Entries taken from a collection
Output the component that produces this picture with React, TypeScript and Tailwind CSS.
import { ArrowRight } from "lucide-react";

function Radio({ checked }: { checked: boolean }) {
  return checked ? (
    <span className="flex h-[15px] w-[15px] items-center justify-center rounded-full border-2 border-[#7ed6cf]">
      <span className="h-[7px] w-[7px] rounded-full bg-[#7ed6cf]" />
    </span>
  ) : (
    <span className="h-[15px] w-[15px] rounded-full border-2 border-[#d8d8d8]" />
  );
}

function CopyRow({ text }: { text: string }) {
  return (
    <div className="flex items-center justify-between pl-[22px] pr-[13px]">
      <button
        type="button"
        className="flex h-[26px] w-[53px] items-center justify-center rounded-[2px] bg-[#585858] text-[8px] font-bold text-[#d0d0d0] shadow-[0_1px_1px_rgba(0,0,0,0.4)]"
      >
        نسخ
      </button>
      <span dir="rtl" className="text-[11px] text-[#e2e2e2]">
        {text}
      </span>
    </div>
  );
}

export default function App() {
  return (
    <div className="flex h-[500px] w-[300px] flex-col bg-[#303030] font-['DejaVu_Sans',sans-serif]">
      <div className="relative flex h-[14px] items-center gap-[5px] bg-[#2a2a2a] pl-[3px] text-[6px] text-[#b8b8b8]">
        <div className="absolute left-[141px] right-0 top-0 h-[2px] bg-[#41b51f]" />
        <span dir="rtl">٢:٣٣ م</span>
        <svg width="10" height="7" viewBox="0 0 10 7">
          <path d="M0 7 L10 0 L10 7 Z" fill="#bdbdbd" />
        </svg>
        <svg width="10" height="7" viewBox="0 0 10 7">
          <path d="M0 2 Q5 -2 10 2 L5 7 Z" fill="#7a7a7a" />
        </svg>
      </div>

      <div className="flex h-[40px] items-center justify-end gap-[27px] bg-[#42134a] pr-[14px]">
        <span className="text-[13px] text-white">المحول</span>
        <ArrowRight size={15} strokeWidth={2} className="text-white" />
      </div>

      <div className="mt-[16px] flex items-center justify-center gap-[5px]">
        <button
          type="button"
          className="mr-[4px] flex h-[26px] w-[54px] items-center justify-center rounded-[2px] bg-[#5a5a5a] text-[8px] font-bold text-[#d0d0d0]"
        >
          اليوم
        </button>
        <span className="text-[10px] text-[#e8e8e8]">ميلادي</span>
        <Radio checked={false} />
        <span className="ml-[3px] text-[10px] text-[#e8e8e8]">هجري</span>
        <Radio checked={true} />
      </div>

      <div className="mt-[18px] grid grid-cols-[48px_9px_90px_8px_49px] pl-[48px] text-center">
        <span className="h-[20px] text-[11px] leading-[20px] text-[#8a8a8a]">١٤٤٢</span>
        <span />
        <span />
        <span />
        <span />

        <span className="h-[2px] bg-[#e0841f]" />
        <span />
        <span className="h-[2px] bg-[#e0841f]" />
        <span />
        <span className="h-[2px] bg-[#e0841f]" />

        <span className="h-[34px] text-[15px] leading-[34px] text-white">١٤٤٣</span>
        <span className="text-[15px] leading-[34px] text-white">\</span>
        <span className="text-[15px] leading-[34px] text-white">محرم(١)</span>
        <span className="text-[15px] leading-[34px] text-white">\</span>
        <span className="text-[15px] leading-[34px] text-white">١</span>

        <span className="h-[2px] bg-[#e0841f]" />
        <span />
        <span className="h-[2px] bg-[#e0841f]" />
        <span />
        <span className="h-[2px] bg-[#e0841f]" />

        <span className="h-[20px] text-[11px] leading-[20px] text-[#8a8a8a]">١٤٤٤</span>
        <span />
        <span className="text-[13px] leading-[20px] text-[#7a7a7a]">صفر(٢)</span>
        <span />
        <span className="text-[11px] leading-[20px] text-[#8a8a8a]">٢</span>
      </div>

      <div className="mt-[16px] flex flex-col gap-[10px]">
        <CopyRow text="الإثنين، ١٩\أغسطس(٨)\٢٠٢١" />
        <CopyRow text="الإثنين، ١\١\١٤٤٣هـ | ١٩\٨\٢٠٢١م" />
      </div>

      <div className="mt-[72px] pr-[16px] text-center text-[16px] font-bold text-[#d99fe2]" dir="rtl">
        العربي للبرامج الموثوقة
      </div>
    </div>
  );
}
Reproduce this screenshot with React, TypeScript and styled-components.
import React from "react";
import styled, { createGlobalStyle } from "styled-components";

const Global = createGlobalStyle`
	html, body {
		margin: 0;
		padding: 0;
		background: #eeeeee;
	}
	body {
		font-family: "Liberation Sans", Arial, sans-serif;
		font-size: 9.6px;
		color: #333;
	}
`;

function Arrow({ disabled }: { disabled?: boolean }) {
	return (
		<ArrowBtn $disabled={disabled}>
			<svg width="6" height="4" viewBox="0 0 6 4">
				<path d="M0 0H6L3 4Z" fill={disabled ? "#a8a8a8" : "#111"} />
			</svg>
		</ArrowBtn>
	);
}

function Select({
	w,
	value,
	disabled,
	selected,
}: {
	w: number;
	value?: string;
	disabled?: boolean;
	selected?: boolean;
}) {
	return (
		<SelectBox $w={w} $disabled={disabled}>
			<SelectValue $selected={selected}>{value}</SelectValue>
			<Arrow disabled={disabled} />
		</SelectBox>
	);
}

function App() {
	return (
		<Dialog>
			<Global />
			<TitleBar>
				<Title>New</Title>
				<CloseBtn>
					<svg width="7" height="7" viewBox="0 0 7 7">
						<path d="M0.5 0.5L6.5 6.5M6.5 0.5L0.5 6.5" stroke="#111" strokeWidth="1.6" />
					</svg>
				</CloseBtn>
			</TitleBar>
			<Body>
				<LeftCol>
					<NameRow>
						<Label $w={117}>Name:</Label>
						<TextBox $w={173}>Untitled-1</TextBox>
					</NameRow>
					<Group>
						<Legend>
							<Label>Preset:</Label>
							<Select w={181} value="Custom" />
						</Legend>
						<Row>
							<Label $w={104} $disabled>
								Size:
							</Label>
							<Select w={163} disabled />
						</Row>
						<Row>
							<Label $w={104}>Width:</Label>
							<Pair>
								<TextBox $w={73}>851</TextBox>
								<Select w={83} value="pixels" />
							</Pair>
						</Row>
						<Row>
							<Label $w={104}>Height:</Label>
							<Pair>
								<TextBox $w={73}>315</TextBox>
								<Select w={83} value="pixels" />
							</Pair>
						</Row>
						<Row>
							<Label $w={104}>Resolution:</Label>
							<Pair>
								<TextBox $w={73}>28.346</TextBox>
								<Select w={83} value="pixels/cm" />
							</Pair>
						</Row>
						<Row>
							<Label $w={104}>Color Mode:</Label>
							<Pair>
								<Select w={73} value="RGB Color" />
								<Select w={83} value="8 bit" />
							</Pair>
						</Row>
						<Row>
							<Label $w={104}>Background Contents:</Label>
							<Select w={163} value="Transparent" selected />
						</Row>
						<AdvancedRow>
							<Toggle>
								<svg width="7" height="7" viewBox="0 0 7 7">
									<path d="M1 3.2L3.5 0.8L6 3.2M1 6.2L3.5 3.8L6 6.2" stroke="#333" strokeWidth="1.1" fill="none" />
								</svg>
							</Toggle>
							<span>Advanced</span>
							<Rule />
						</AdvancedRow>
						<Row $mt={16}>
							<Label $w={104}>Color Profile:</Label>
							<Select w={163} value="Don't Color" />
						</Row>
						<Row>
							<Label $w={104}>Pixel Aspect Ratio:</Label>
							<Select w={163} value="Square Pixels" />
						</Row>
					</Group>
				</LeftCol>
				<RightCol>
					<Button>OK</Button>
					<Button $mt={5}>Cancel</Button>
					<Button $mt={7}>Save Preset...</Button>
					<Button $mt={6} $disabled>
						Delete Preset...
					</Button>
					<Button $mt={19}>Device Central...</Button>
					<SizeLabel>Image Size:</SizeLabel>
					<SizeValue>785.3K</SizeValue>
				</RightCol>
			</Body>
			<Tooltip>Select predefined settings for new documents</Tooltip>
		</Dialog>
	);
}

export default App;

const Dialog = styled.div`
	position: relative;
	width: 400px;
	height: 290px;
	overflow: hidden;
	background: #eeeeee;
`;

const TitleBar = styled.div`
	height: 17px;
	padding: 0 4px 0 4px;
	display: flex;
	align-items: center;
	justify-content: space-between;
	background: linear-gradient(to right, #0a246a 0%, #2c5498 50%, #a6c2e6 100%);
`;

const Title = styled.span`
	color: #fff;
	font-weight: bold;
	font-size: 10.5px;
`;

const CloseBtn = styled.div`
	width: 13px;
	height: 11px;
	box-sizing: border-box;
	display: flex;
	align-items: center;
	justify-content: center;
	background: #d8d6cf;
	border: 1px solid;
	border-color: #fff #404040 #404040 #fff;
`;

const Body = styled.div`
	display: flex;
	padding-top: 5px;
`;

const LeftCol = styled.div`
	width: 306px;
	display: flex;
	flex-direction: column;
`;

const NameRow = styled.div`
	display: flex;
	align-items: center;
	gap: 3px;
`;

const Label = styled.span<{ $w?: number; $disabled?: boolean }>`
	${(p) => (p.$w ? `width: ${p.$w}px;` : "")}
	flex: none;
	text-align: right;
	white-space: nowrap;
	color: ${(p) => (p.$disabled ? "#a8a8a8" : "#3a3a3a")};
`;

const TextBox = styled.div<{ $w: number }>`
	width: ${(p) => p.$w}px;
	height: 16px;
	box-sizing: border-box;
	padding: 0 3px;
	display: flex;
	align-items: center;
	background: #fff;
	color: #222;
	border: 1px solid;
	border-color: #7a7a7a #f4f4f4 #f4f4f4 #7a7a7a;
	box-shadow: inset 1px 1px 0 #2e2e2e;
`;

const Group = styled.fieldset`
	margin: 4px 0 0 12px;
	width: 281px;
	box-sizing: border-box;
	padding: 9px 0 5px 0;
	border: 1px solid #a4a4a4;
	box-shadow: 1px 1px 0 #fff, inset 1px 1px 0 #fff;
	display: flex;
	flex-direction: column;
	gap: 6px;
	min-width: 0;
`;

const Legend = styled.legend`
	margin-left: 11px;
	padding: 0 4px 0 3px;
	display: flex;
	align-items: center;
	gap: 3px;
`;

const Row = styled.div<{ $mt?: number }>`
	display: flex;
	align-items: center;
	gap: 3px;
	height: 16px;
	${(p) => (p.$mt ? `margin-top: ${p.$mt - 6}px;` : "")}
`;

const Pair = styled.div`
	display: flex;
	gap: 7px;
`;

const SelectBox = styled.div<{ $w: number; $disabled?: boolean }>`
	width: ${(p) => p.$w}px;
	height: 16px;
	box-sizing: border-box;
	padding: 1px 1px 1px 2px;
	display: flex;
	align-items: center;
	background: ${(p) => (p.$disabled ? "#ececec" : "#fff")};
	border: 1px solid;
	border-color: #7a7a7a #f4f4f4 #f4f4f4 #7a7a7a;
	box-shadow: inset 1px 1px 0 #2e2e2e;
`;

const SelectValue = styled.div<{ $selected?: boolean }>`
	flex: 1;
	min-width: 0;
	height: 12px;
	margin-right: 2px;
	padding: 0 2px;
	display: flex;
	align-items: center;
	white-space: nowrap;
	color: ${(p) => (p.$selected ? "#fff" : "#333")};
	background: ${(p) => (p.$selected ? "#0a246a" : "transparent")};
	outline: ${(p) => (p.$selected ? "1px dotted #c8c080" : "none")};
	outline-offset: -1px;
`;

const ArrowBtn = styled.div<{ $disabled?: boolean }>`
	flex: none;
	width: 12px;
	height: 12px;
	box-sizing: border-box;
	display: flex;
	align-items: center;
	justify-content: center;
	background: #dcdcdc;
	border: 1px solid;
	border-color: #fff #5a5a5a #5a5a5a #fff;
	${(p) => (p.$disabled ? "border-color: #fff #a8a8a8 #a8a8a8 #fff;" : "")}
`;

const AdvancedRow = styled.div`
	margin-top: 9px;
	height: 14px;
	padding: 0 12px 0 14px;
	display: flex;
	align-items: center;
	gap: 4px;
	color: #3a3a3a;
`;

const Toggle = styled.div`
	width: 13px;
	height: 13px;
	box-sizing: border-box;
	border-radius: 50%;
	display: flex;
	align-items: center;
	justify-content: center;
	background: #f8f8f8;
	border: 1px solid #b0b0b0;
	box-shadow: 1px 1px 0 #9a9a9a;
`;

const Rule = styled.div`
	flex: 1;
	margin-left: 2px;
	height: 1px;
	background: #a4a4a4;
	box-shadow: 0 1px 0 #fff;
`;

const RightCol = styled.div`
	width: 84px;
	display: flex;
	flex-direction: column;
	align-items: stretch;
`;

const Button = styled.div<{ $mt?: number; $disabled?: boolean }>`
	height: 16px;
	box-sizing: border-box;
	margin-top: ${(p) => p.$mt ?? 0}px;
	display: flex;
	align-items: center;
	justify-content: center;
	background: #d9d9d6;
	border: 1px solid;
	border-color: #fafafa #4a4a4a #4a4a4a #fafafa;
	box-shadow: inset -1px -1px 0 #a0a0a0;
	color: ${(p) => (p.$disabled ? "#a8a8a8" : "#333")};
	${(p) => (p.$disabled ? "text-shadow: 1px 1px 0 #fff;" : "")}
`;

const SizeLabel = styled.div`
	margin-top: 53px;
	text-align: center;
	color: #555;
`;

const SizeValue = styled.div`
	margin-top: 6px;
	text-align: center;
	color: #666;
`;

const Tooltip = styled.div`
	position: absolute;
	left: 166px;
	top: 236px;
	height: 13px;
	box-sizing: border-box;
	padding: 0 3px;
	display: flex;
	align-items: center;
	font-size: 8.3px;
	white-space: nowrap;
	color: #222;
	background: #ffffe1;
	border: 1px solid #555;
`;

● **GIVEN TASK**:
Identify every line above that includes the word "components", and show those lines.

● **SOLUTION TO THIS TASK**:
Reproduce this screenshot with React, TypeScript and styled-components.
import styled, { createGlobalStyle } from "styled-components";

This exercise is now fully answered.